When I finally took the stage, my opening line was, “Please tell me what you felt when Kathy spoke.”

This surprised the audience and they had to think about it.  They gave some positive answers indicating the thoughts they had.  I emphasized that I wanted to know about their feelings.

Again there was hesitation.  Then a number of hands went up.  People became more authentic and told how much they were inspired and lifted by Kathy.  I then described my own immediate fears and how the negative emotions had been closing me down.   I told them that as I listened to Kathy I also was lifted.  Her authenticity and courage stimulated feelings of courage in me.  I had a flood of new thoughts including the intuition that I should start with this particular question.  I told them I was now standing before them with great confidence.  I was sure that they could elevate their lives and elevate the school.

A Paradigm Shift

Then I said, “Over the last year Kathy had the courage to apply what she learned.  Today she had the courage to be authentic and it lifted many people in the room including me.  Kathy is a staff person.  Yet today she led this entire organization.  It was not some high level person who led us, it was Kathy.   She made us all better.  She increased our capability to perform.”

It was a transformational moment.   While the statement was counter intuitive, everyone recognized that it was true.   They could see the power of the positive.  They could see the incomprehensible fact that anyone can change an organization, even “a staff person.  In that moment there was a paradigm shift.  For the rest of the day they soaked in everything I had to say.  They anxiously engaged in the exercises I gave them.   In the final exercise they enthusiastically filled a white board with compelling ideas on how the school could become more positive and effective.

Two Paradoxes

Now what is the lesson?  In our attempts to spread knowledge of the positive there is a paradox operating.   Teaching people to turn away from fear engenders a fear of the turning away process.  It teaching the value of positive emotions we may create negative emotions.

There is a way to more effectively help.  While Kathy was “just a staff person,” she had great influence because of what she had become, a “more integrated version” of herself. Instead of simply speaking from our heads and sharing data, we can become like Kathy.  We can do this by more fully applying what we know.  We can increase our own positive emotions.  We can open up and better feel what is happening around us.  We can become emotionally contagious.

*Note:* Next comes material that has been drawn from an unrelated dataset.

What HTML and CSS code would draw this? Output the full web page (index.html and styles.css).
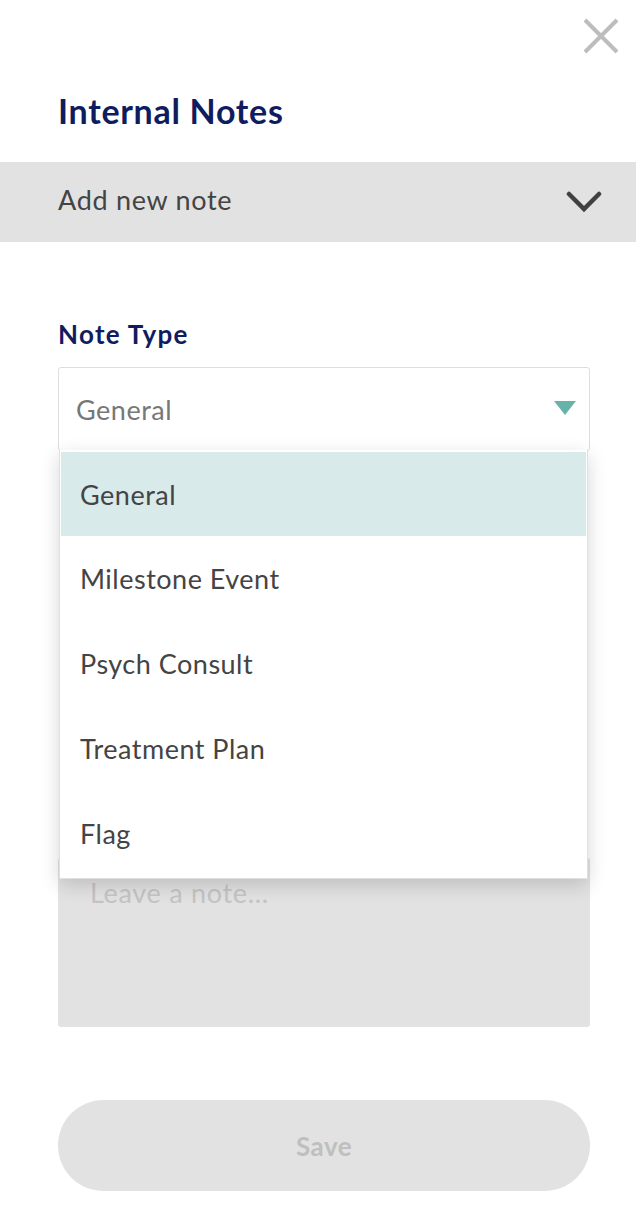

Why should we extend ourselves to do such difficult emotional work?  The answer is found in a second paradox.  The challenge is to apply this basic message: “Positive emotions transform individuals into more resilient, socially integrated, and capable versions of themselves.”  As we apply principles that cause of us to feel more positive, authentic and courageous, we then engage in more positive, authentic and courageous acts. We thus become emotionally contagious in that we inspire more positive, authentic and courageous feelings and action in others.  They then do things that inspire us and our relationships become a virtuous cycle.  As we live in such a virtuous cycle, we flourish in the paradox of the positive.

[1] Page 169 of Fredrickson, B. L. (2003). Positive emotions and upward spirals in organizational settings (pp. 163-175). In Cameron, K., Dutton, J., & Quinn, R. (Eds.) Positive Organizational Scholarship, San Francisco: Berrett-Koehler.

One Response to “Flourishing in the Paradox of the Positive”

  1. Joe Harder says:

    Thanks for this entry! I especially liked the reference to frederickson’s empirical findings, which I intend to share with my recent M.B.A. students in “Spirit of the New Workplace.”